But most importantly, listen. Pride does a good job turning you selectively deaf.

Listen to yourself - the way you play, obviously, but the way you feel about your playing as well. You can talk to yourself; criticise yourself. You may feel good when you've achieved small goals, but you should never feel like you're the king of the world even if you've accomplished the greatest thing you've ever accomplished. Because remember, you're not good enough yet.

And above all, listen to others. Especially the honest ones. No matter how piercing their words are. You know when someone is bashing you just because, and you know when they have a point to make. Don't confuse feedback for senseless flaming. Give space to others for their own beliefs even if they blatantly go against yours, because you probably don't know what's right anyway, even if you feel you do. Try to understand why they believe in such ways, and reflect, reflect, reflect.

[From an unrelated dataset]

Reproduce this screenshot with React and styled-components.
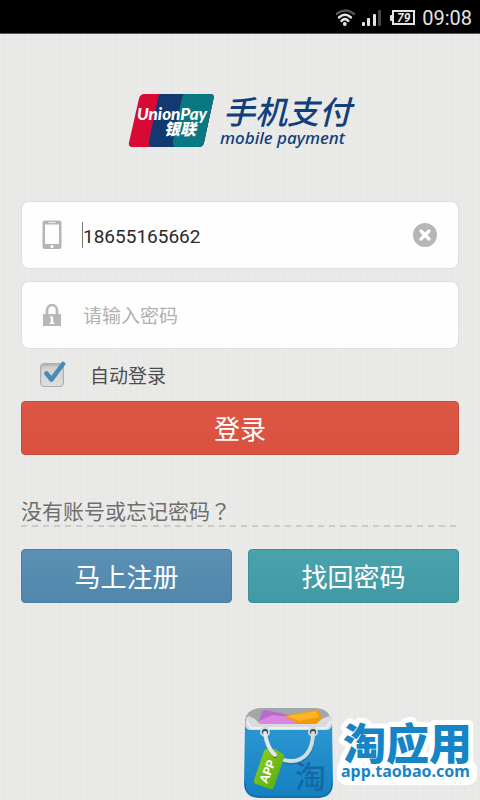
import React, { useState } from 'react'
import styled, { createGlobalStyle } from 'styled-components'

const cjk = '"Noto Sans CJK SC", sans-serif'

const GlobalStyle = createGlobalStyle`
  * {
    box-sizing: border-box;
  }

  body {
    margin: 0;
    font-family: Roboto, ${cjk};
    background-color: #e9e9e7;
    background-image:
      repeating-linear-gradient(90deg, rgba(255, 255, 255, 0.1) 0 1px, transparent 1px 3px, rgba(0, 0, 0, 0.008) 3px 4px, transparent 4px 7px),
      repeating-linear-gradient(0deg, rgba(255, 255, 255, 0.1) 0 1px, transparent 1px 4px, rgba(0, 0, 0, 0.008) 4px 5px, transparent 5px 9px);
  }
`

const Page = styled.div`
  min-height: 100vh;
  display: flex;
  flex-direction: column;
`

const StatusBar = styled.header`
  display: flex;
  align-items: center;
  justify-content: flex-end;
  height: 34px;
  padding: 2px 8px 0 0;
  background: #000;
  border-bottom: 1px solid #555;
  color: #e4e4e4;
  font-size: 20px;

  svg {
    margin-right: 6px;
  }
`

const Content = styled.main`
  flex: 1;
  display: flex;
  flex-direction: column;
  padding: 46px 21px 0;
`

const Brand = styled.div`
  display: flex;
  justify-content: center;
  height: 121px;
`

const Form = styled.form`
  display: flex;
  flex-direction: column;
`

const Field = styled.div`
  display: flex;
  align-items: center;
  height: 68px;
  margin-bottom: 12px;
  padding: 0 21px 0 18px;
  background: #fefefe;
  border: 1px solid #dededd;
  border-radius: 8px;
`

const FieldIcon = styled.label`
  display: flex;
  justify-content: center;
  width: 24px;
  margin-right: 18px;
`

const Input = styled.input`
  flex: 1;
  min-width: 0;
  height: 26px;
  padding: 2px 0 0;
  border: 0;
  border-left: 1px solid ${(props) => props.$active ? '#777' : 'transparent'};
  outline: none;
  background: transparent;
  color: #2a2a2a;
  font-family: Roboto, ${cjk};
  font-size: 19px;

  &::placeholder {
    color: #b0b0b0;
    opacity: 1;
  }
`

const ClearButton = styled.button`
  display: flex;
  padding: 0;
  border: 0;
  background: none;
  cursor: pointer;
`

const Remember = styled.label`
  display: flex;
  align-items: flex-start;
  gap: 24px;
  height: 28px;
  padding-left: 19px;
  color: #4e4e4e;
  font-size: 19px;
  line-height: 32px;
`

const CheckWrap = styled.span`
  display: grid;

  > * {
    grid-area: 1 / 1;
  }
`

const Checkbox = styled.input`
  appearance: none;
  align-self: end;
  width: 24px;
  height: 24px;
  margin: 0;
  background: linear-gradient(#cfcfcf, #dedede);
  border: 1px solid #adadad;
  border-radius: 4px;
  box-shadow: inset 0 2px 2px rgba(0, 0, 0, 0.14);

  & + svg {
    visibility: hidden;
    pointer-events: none;
  }

  &:checked + svg {
    visibility: visible;
  }
`

const Button = styled.button`
  flex: 1;
  min-height: 54px;
  padding: 0;
  background: linear-gradient(${(props) => props.$from}, ${(props) => props.$to});
  border: 1px solid ${(props) => props.$edge};
  border-radius: 4px;
  color: #fff;
  font-family: ${cjk};
  font-size: 26px;
  line-height: 36px;
  cursor: pointer;
`

const LoginRow = styled.div`
  display: flex;
  margin-top: 12px;
`

const Hint = styled.p`
  margin: 43px 0 0;
  color: #6e6e6e;
  font-size: 21px;
  line-height: 25px;
`

const QuestionMark = styled.span`
  font-family: "Noto Sans CJK TC", sans-serif;
`

const Divider = styled.div`
  height: 2px;
  background: repeating-linear-gradient(90deg, #cbcbca 0 6px, transparent 6px 11px);
`

const Actions = styled.div`
  display: flex;
  gap: 16px;
  margin-top: 22px;
`

const Store = styled.footer`
  display: flex;
  justify-content: flex-end;
  margin: auto -21px 0 0;
`

const PhoneIcon = () => (
  <svg width="20" height="30" viewBox="0 0 20 30" aria-hidden="true">
    <path fill="#b5b5b5" fillRule="evenodd" d="M3 0.500h14a2.500 2.500 0 0 1 2.500 2.500v23.500a2.500 2.500 0 0 1-2.500 2.500h-14a2.500 2.500 0 0 1-2.500-2.500v-23.500a2.500 2.500 0 0 1 2.500-2.500zM3 4.500v19.500h14v-19.500z" />
    <path d="M6.500 2.500h7" stroke="#e6e6e6" strokeWidth="1.200" />
    <circle cx="10" cy="26.500" r="1.500" fill="#fff" />
  </svg>
)

const LockIcon = () => (
  <svg width="20" height="24" viewBox="0 0 20 24" aria-hidden="true">
    <path d="M5 12V7.500a5 5.500 0 0 1 10 0V12" fill="none" stroke="#b8b8b8" strokeWidth="2.600" />
    <rect x="1" y="11" width="18" height="12" fill="#b8b8b8" />
    <path d="M8 13.500h3.200v6h1v1.500h-4.500v-1.500h1.100v-4.500h-0.800z" fill="#fff" />
  </svg>
)

const ClearIcon = () => (
  <svg width="24" height="24" viewBox="0 0 24 24" aria-hidden="true">
    <circle cx="12" cy="12" r="12" fill="#b6b6b6" />
    <path d="M8 8l8 8M16 8l-8 8" stroke="#fff" strokeWidth="3.200" strokeLinecap="round" />
  </svg>
)

const CheckMark = () => (
  <svg width="26" height="26" viewBox="0 0 26 26" aria-hidden="true">
    <path d="M6.500 12.500L11.500 18.500L23 3" fill="none" stroke="#4a8bb5" strokeWidth="4.600" strokeLinecap="round" strokeLinejoin="round" />
  </svg>
)

const StatusIcons = () => (
  <svg width="80" height="22" viewBox="338 7 80 22" aria-hidden="true">
    <g fill="none" strokeLinecap="round">
      <path d="M338.500 14Q347.500 7 356 14" stroke="#555" strokeWidth="2.500" />
      <path d="M341 17.500Q347 12 353 17.500" stroke="#e4e4e4" strokeWidth="2.500" />
      <path d="M343.500 20.800Q347 17.500 350.300 20.800" stroke="#e4e4e4" strokeWidth="2.500" />
    </g>
    <circle cx="346.800" cy="24" r="1.900" fill="#e4e4e4" />
    <g fill="#e4e4e4">
      <rect x="364" y="22" width="3" height="4" rx="1" />
      <rect x="369" y="18" width="3" height="8" rx="1" />
      <rect x="375" y="14" width="3" height="12" rx="1" />
      <rect x="380" y="10" width="3" height="16" rx="1" fill="#484848" />
      <rect x="392" y="15" width="3" height="6" rx="1" />
    </g>
    <rect x="395" y="11" width="21" height="13" fill="none" stroke="#e4e4e4" strokeWidth="2" />
    <text x="399" y="22" fill="#e4e4e4" fontFamily="Roboto, sans-serif" fontSize="12" fontWeight="700" fontStyle="italic">79</text>
  </svg>
)

const Logo = () => (
  <svg width="240" height="70" viewBox="120 80 240 70" role="img" aria-label="银联 UnionPay 手机支付">
    <defs>
      <clipPath id="card">
        <path d="M144.500 94H210q4.500 0 3.500 4.500L204 142.500q-1 4.500-5.500 4.500H133q-5 0-4-4.500L139 98.500q1-4.500 5.500-4.500z" />
      </clipPath>
    </defs>
    <g clipPath="url(#card)">
      <rect x="128" y="93" width="87" height="55" fill="#d80a35" />
      <path d="M164 93q-5 0-6 5L149 141q-1 6 4 7h63V93z" fill="#133a70" />
      <path d="M188 93q-5 0-6 5L173 141q-1 6 4 7h39V93z" fill="#087981" />
    </g>
    <g fill="#fff" fontStyle="italic">
      <text x="137" y="120" fontFamily="Lato, sans-serif" fontSize="17" fontWeight="900">UnionPay</text>
      <text x="164" y="135" fontFamily={cjk} fontSize="16" fontWeight="900">银联</text>
    </g>
    <text x="223" y="124" fill="#113f7c" fontFamily={cjk} fontSize="32" fontStyle="italic" fontWeight="500">手机支付</text>
    <text x="220" y="144" fill="#113f7c" fontFamily='"Noto Sans", sans-serif' fontSize="17" fontStyle="italic" fontWeight="500">mobile payment</text>
  </svg>
)

const StoreBadge = () => (
  <svg width="238" height="94" viewBox="242 706 238 94" role="img" aria-label="淘应用 app.taobao.com">
    <defs>
      <linearGradient id="bag" x1="0" y1="0" x2="0" y2="1">
        <stop offset="0" stopColor="#2b97d2" />
        <stop offset="1" stopColor="#1580c0" />
      </linearGradient>
      <linearGradient id="tag" x1="0" y1="0" x2="1" y2="1">
        <stop offset="0" stopColor="#8fd11c" />
        <stop offset="1" stopColor="#55a812" />
      </linearGradient>
    </defs>
    <path d="M262 708h52q14 0 17 11v8H245v-8q3-11 17-11z" fill="#a3a7aa" />
    <path d="M258 724l4-12q1-2 4-2l27 6-2 10z" fill="#bb68cf" />
    <path d="M259 721l13-6 21 2 8 8h-43z" fill="#d985e4" />
    <path d="M284 716l32-6q3 0 4 3l2 10-20 3z" fill="#f39a0b" />
    <path d="M287 716l29-5 3 6-20 4z" fill="#ffb327" />
    <path d="M246 719q0-2 3-3l6 3 5 5h56l6-5 7-3q3 1 3 3l1 11H245z" fill="#d9dcdf" />
    <path d="M247 721l4 7h75l5-7" fill="none" stroke="#eceeef" strokeWidth="2" />
    <path d="M245 725q1 5 6 5h75q5 0 6-5l1 58q0 15-16 15h-57q-16 0-16-15z" fill="url(#bag)" />
    <path d="M245 783q0 14 15 14h57q15 0 15-14" fill="none" stroke="#0e659b" />
    <text x="295" y="788" fill="#1269a5" fontFamily={cjk} fontSize="31" fontWeight="500">淘</text>
    <circle cx="265" cy="732" r="4" fill="#2b4a5b" stroke="#d0d6d8" strokeWidth="2" />
    <circle cx="313" cy="732" r="4" fill="#2b4a5b" stroke="#d0d6d8" strokeWidth="2" />
    <path d="M313 735C313 752 305 763 291 763C286 763 280 761 276 758" fill="none" stroke="#10659b" strokeWidth="4" opacity="0.400" />
    <path d="M313 733C313 750 305 761 291 761C286 761 280 759 276 756" fill="none" stroke="#d5dde2" strokeWidth="4" strokeLinecap="round" />
    <path d="M267 749l8 0 8 5q2 1 1 4l-10 29q-1 3-4 2l-14-5q-3-1-2-4l10-29q1-2 3-2z" fill="url(#tag)" />
    <circle cx="275" cy="756" r="2" fill="#2d6d15" />
    <path d="M265 733q2 15 10 22" fill="none" stroke="#e3e8ea" strokeWidth="4" strokeLinecap="round" />
    <text x="267" y="784" fill="#fff" fontFamily="Lato, sans-serif" fontSize="12" fontWeight="900" transform="rotate(-68 267 784)">APP</text>
    <rect x="337" y="760" width="140" height="25" rx="9" fill="#fff" />
    <text x="343" y="760" fill="#1585c5" stroke="#fff" strokeWidth="10" strokeLinejoin="round" paintOrder="stroke" fontFamily={cjk} fontSize="43" fontWeight="900">淘应用</text>
    <text x="341" y="777" fill="#1585c5" fontFamily='"Noto Sans", sans-serif' fontSize="16" fontWeight="700">app.taobao.com</text>
  </svg>
)

const App = () => {
  const [phone, setPhone] = useState('18655165662')
  const [password, setPassword] = useState('')
  const [remember, setRemember] = useState(true)

  return (
    <>
      <GlobalStyle />
      <Page>
        <StatusBar>
          <StatusIcons />
          <time>09:08</time>
        </StatusBar>

        <Content>
          <Brand><Logo /></Brand>

          <Form onSubmit={(e) => e.preventDefault()}>
            <Field>
              <FieldIcon htmlFor="phone" aria-label="手机号"><PhoneIcon /></FieldIcon>
              <Input id="phone" type="tel" $active value={phone} onChange={(e) => setPhone(e.target.value)} />
              <ClearButton type="button" aria-label="清除" onClick={() => setPhone('')}>
                <ClearIcon />
              </ClearButton>
            </Field>
            <Field>
              <FieldIcon htmlFor="password" aria-label="密码"><LockIcon /></FieldIcon>
              <Input
                id="password"
                type="password"
                placeholder="请输入密码"
                value={password}
                onChange={(e) => setPassword(e.target.value)}
              />
            </Field>

            <Remember>
              <CheckWrap>
                <Checkbox type="checkbox" checked={remember} onChange={(e) => setRemember(e.target.checked)} />
                <CheckMark />
              </CheckWrap>
              自动登录
            </Remember>

            <LoginRow>
              <Button type="submit" $from="#dd5544" $to="#da5140" $edge="#c54b3c">登录</Button>
            </LoginRow>
          </Form>

          <Hint>没有账号或忘记密码<QuestionMark>？</QuestionMark></Hint>
          <Divider />
          <Actions>
            <Button type="button" $from="#5b90b4" $to="#5087ac" $edge="#477fa6">马上注册</Button>
            <Button type="button" $from="#49a3ad" $to="#4199a3" $edge="#378f99">找回密码</Button>
          </Actions>

          <Store><StoreBadge /></Store>
        </Content>
      </Page>
    </>
  )
}

export default App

I fought pride for some time. It was so much easier to say that other people were nasty and wrong than to find solutions. The years before them were mostly wasted, since I was limited by my own wall of pride. Challenging whatever pride you have left in you hurts, but it's the only way to even get off the ground. That's the single biggest lesson I learned over these past few years - the stay humble.

So we stay humble.



the real introduction:

So, I'm nineteen years old, I have no idea what the heck is going on in the world, and these are ambitious entries about performance philosophies, work ethics and judgments on musicianship which may or may not change over time as I figure out more about how the world works. There's this thing called the "end-of-history illusion", and chances are I'm falling for it.

But if I'm wrong in these judgments then I can look back next time and tell myself "heh, how noob" and move on. And update an entry or two, probably. If I'm right, then...yay? Though, chances are I won't be right.

Either way, I'm writing these because revealing your own codes of values for others ensures that you follow them yourself. And if you're lucky, you might inspire others and enrich their lives. So yeah, why not?

These entries will mostly be performance-related, though I might throw in some entries on composing and general musicianship from time to time. Reason being that composition is more of -my thing- when compared to performance - writing just comes so much more naturally than live performances. Writing, above all, requires much less effort and hard work than performing. Which is why I love the art of performance - it is tough.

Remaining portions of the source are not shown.